MB: Through out this series I have had several conversations where one off hand comment created such a powerful moment the whole rest of the interview could be wasted and it would STILL have been 100% worth my time.

MB: I had one of those moments here … do you get it?

MB: It should have been obvious, but I had honestly never thought about it because modern day high level programming languages have so many layers of abstractions but— basically any programming construct can be expressed in Boolean logic because the processors that sit inside our computers and execute these programs are constructed with a series of logic gates. Therefore a tool like SMT, which is essentially just a solver for Boolean logic puzzles with a bit of syntax sugar added to it can model anything if you compile it down at a low enough level. Anything that Z3’s robust set of abstractions and builtins can’t represent, you can just move to a lower level of abstraction, get a little closer to the chip and model that instead.

MB: It’s weird I have been trying to get good at thinking about code for formal verification for years. I never imagined I was going to get better as a modeler by trying to learn how to write a compiler. But life is strange sometimes…

MB: So on the subject of intermediate languages, I’m going to ask you a question that may not be possible to answer, but why does it seem like no matter how fast the computers get, no matter how complicated or sophisticated they get, the end of the day, it's always compiling down to these very simple procedural based steps?

TJ: Yeah, I think that's a good question, and I think it's a lot more an answer about how the market works than anything else because. You know, at a low level, and I am very much not an expert in computer architecture, but essentially the incentives for the people making CPU's right is to be as fast as possible and kind of as energy efficient as possible and to do a good job with this massive amount of existing software in C. And in some cases, I think probably a lot of cases they have to do a good job on software that's already been compiled.

MB: Yeah.

TJ: And so what happens is then the actual the low level CPU's these days with things like out of order execution and these like fancy or not fancy, but like relatively loose memory models and so on, they don't really act like a sequential processor.

MB: Mm hmm.

TJ: What they act like is some kind of dataflow system that is doing its best to appear as sequential as possible while still getting the advantages of a data flow system.

MB: Mm hmm.

TJ: Now, I think even in a different world, we'd still want a simple low level language to work with. But if there wasn't this constraint of trying to work with the existing world of software, it's not clear that the low level languages would look exactly as procedural as they do now.

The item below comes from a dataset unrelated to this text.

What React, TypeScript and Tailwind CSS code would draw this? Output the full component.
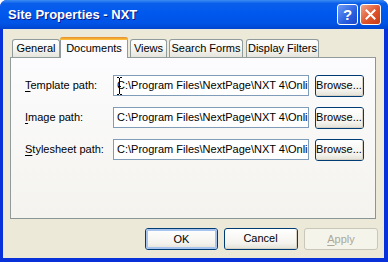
const ui = { fontFamily: '"Liberation Sans", Arial, sans-serif' };

const tabs = [
  { label: "General", w: "w-[48px]", ml: "ml-0" },
  { label: "Documents", w: "w-[68px]", ml: "ml-0", active: true },
  { label: "Views", w: "w-[37px]", ml: "ml-[2px]" },
  { label: "Search Forms", w: "w-[74px]", ml: "ml-[2px]" },
  { label: "Display Filters", w: "w-[73px]", ml: "ml-[3px]" },
];

const rows = [
  { key: "T", rest: "emplate path:", caret: true },
  { key: "I", rest: "mage path:" },
  { key: "S", rest: "tylesheet path:" },
];

function XpButton({ children, w, focus, disabled }: { children: React.ReactNode; w: string; focus?: boolean; disabled?: boolean }) {
  if (disabled) {
    return (
      <div className={`${w} h-[22px] rounded-[3px] border border-[#C9C7BA] bg-[#F5F4EA] flex items-center justify-center text-[11px] text-[#ACA899]`}>
        {children}
      </div>
    );
  }
  return (
    <div className={`${w} h-[22px] rounded-[3px] border border-[#003C74] bg-[linear-gradient(#FFFFFF,#F4F3EE_70%,#E3E1D6)] flex items-center justify-center text-[11px] text-black`}>
      <div className={`w-full h-full rounded-[2px] flex items-center justify-center ${focus ? "border-2 border-[#A8C4EE]" : "border-b border-r border-[#D6D0C5]"}`}>
        {children}
      </div>
    </div>
  );
}

export default function App() {
  return (
    <div style={ui} className="w-[388px] h-[262px] flex flex-col bg-[#0831D9] rounded-t-[7px] overflow-hidden">
      {/* title bar */}
      <div className="h-[29px] flex items-center pl-[8px] pr-[7px] bg-[linear-gradient(#3C8CF3,#0A5FEA_12%,#0058EE_45%,#0054E6_80%,#0045CF)]">
        <span className="flex-1 text-white font-bold text-[13px] [text-shadow:1px_1px_0_#0A1883]">Site Properties - NXT</span>
        <div className="w-[21px] h-[21px] rounded-[3px] border border-white bg-[linear-gradient(135deg,#6E9BF5,#2A5FE0_60%,#1B47C8)] flex items-center justify-center text-white font-bold text-[15px] leading-none">
          ?
        </div>
        <div className="ml-[2px] w-[21px] h-[21px] rounded-[3px] border border-white bg-[linear-gradient(135deg,#F0A48A,#E0532B_55%,#C63A16)] flex items-center justify-center">
          <svg width="11" height="11" viewBox="0 0 11 11">
            <path d="M1.5 1.5 L9.5 9.5 M9.5 1.5 L1.5 9.5" stroke="white" strokeWidth="2" strokeLinecap="square" />
          </svg>
        </div>
      </div>

      {/* client */}
      <div className="flex-1 ml-[3px] mr-[4px] mb-[4px] bg-[#ECE9D8] flex flex-col pt-[8px] pl-[7px] pr-[8px]">
        <div className="flex items-end h-[20px] pl-[2px] text-[11px] text-black">
          {tabs.map((t) =>
            t.active ? (
              <div key={t.label} className={`${t.w} ${t.ml} h-[21px] -mb-px z-10 relative rounded-t-[3px] border-x border-[#919B9C] bg-[#FCFCFE] flex flex-col`}>
                <div className="h-[3px] -mx-px rounded-t-[3px] bg-[linear-gradient(#E68B2C,#FFC73C)]" />
                <div className="flex-1 flex items-center justify-center pb-[1px]">{t.label}</div>
              </div>
            ) : (
              <div key={t.label} className={`${t.w} ${t.ml} h-[18px] rounded-t-[3px] border border-b-0 border-[#919B9C] bg-[linear-gradient(#FFFFFF,#F3F3EF_60%,#E5E4DC)] flex items-center justify-center`}>
                {t.label}
              </div>
            )
          )}
        </div>

        {/* tab panel */}
        <div className="h-[162px] border border-[#919B9C] border-r-[#8C9595] border-b-[#8C9595] bg-[linear-gradient(#FCFCFE,#F4F3EE)] pt-[17px] pl-[14px] flex flex-col gap-[11px] text-[11px] text-black">
          {rows.map((r) => (
            <div key={r.key} className="flex items-center h-[21px]">
              <div className="w-[88px]">
                <span className="underline underline-offset-2">{r.key}</span>
                {r.rest}
              </div>
              <div className="relative w-[196px] h-[21px] border border-[#7F9DB9] bg-white flex items-center pl-[3px] overflow-hidden whitespace-nowrap">
                C:\Program Files\NextPage\NXT 4\Online
                {r.caret && (
                  <svg className="absolute left-[3px] top-[1px]" width="5" height="18" viewBox="0 0 5 18">
                    <path d="M0 0.5 H2 M3 0.5 H5 M2.5 1 V17 M0 17.5 H2 M3 17.5 H5 M1 9.5 H4" stroke="black" strokeWidth="1" />
                  </svg>
                )}
              </div>
              <div className="ml-[6px]">
                <XpButton w="w-[49px]">Browse...</XpButton>
              </div>
            </div>
          ))}
        </div>

        {/* bottom buttons */}
        <div className="flex justify-end gap-[6px] mt-[9px] -mr-[2px]">
          <XpButton w="w-[73px]" focus>OK</XpButton>
          <XpButton w="w-[74px]">Cancel</XpButton>
          <XpButton w="w-[74px]" disabled>
            <span className="underline underline-offset-2">A</span>pply
          </XpButton>
        </div>
      </div>
    </div>
  );
}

MB: What could they look like?

TJ: Well, this is where I think it's really worth talking to, that people have a much better understanding of computer architecture. For me, you know, like this research project I mentioned, we worked with a chip designed by, among other people, Chuck Moore, who was also the creator of the Forth programming language.

MB: OK.

TJ: And now that one is still procedural in some sense, but it actually had a stack in hardware made out of registers. And so programming, it felt really different from programming a more traditional register machine.

MB: Yeah.

TJ: Was kind of different, you know, different constraints and some advantages and disadvantages. And I don't know if that's an example of something that, you know, if all constraints were freed, we'd want to use for sort of, you know. High energy, high speed kind of general-purpose chips, but that's at least one example of where. You know, you could imagine a different architecture, but. I've I think probably the best place today to look, to see how things could be different is to see which ways people are taking advantage of FPGAs.

MB: Mm hmm.

TJ: Because, again, like, I actually haven't worked in an FPGA project myself, although I kind of imagine I will at some point. But my impression is there that actually pushes people to essentially view their programs as a lot more sort of data flow oriented, even at the very, very low level of, you know, configuring the hardware that runs on compared to running on a general-purpose chip.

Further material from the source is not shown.